Scenario A: The Database Shard Dies

  • The Impact: 1/64th of our users (those on Shard #42) see errors.
  • The Defense:
    • Replication: We don’t rely on one machine. Every Master has 2 async replicas ready to take over.
    • Automated Failover: A tool like Patroni detects the silence and promotes a Replica to Master.
    • The Trade-off: Since replication is async (for speed), we might lose the last ~1 second of writes during a crash. We accept this small data loss to gain massive performance (the “Availability over Consistency” choice).

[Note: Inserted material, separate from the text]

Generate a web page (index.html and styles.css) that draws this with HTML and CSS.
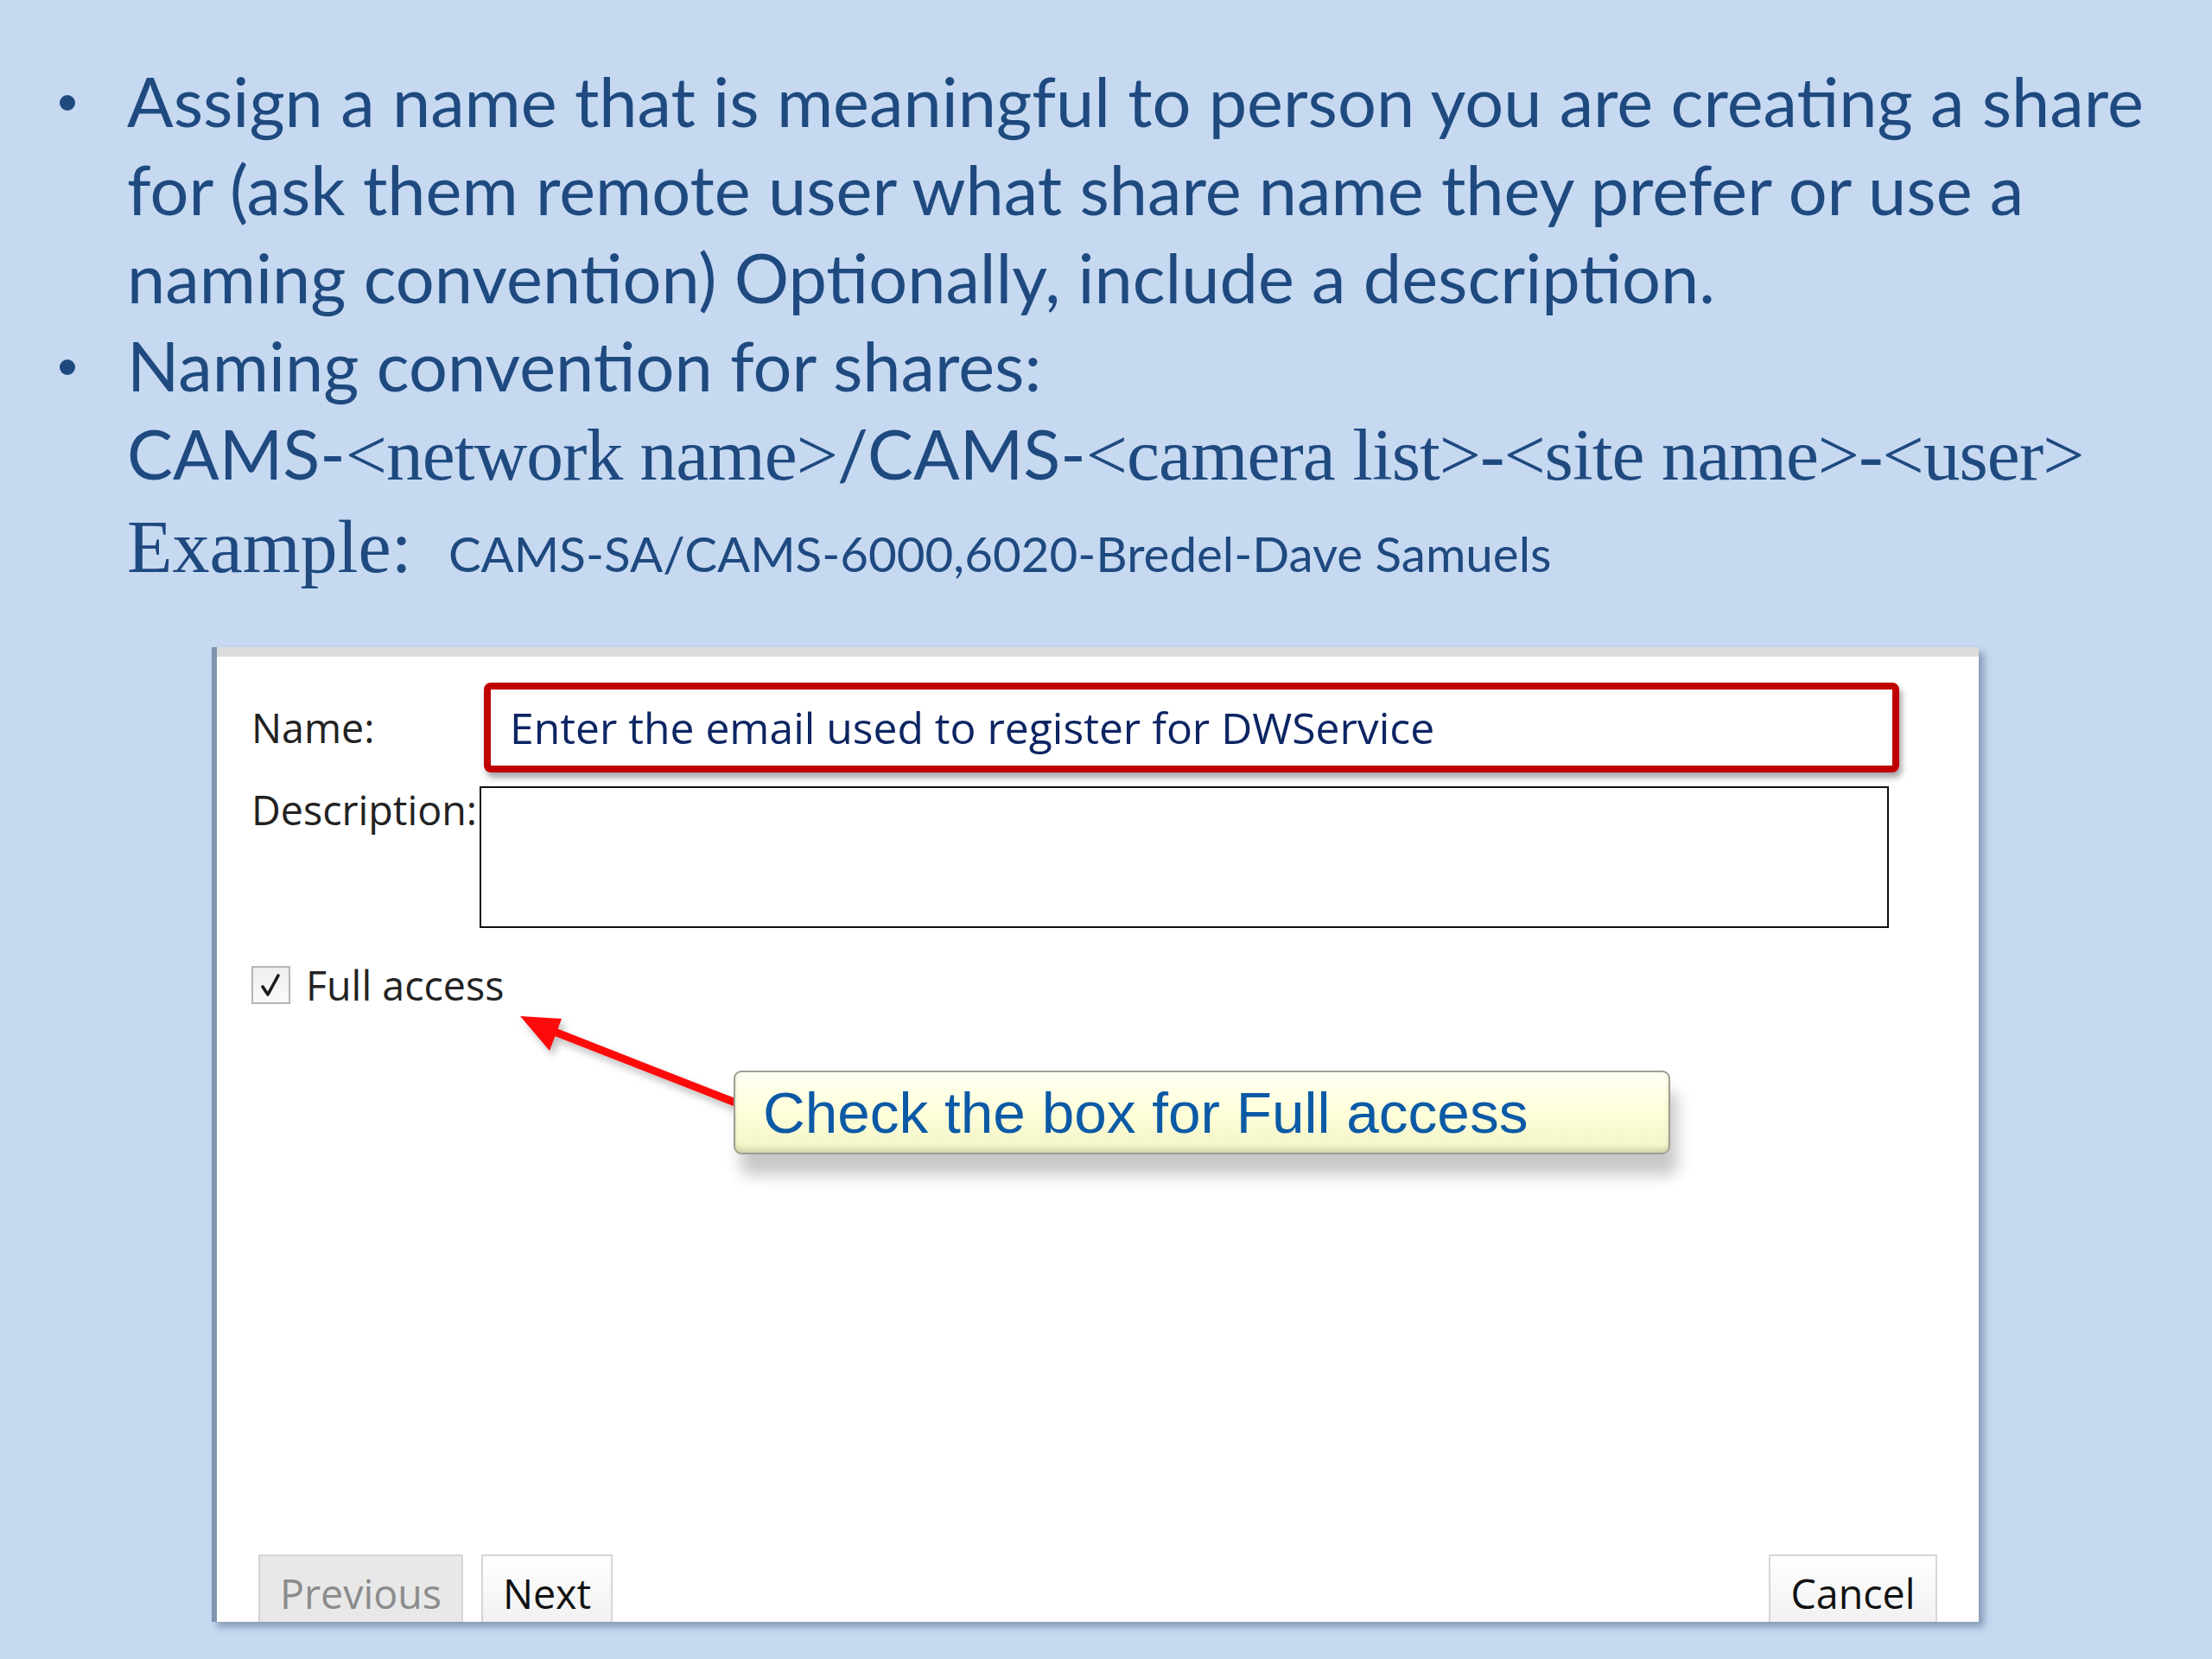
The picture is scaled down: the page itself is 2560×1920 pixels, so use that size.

Scenario B: Cache Failure (Redis vanishes)

  • The Impact: The “Cache Shield” is down. 100k reads/sec suddenly hit the database.
  • The Defense:
    • Circuit Breakers: The application sees the DB slowing down and “trips” the breaker. It stops asking the DB for non-critical data (like popular tags) and returns a friendly “Features Limited” response or stale data.
    • Why: Better to have a degraded service than a thoroughly dead one.

3. Consistency Models

Strong Consistency (Tag Association)

When I label a bug as “Critical”, I need to see that label now.

  • Strategy: “Read-Your-Writes”. For the user who just wrote data, we force a read from the Master DB (or a synchronous replica), bypassing the potentially stale async replicas.

If I search for “Critical” bugs, it’s okay if the one I just tagged shows up 5 seconds later.

  • Strategy: We update the Search Index asynchronously via Kafka. The lag is a monitored metric, but it’s an accepted part of the system contract.

4. Operational Fallbacks

Dead Letter Queues (DLQ) If the message to update the Search Index or Analytics fails (e.g., transient network issue):

  1. Retry 3 times with exponential backoff.
  2. If still failing, push to a DLQ (Kafka topic).
  3. Secondary consumer processes DLQ later or alerts humans.
graph TD
    Processor -->|Fail| Retry{Retry < 3?}
    Retry -->|Yes| Processor
    Retry -->|No| DLQ[Dead Letter Queue]
    DLQ -->|Replay Later| Processor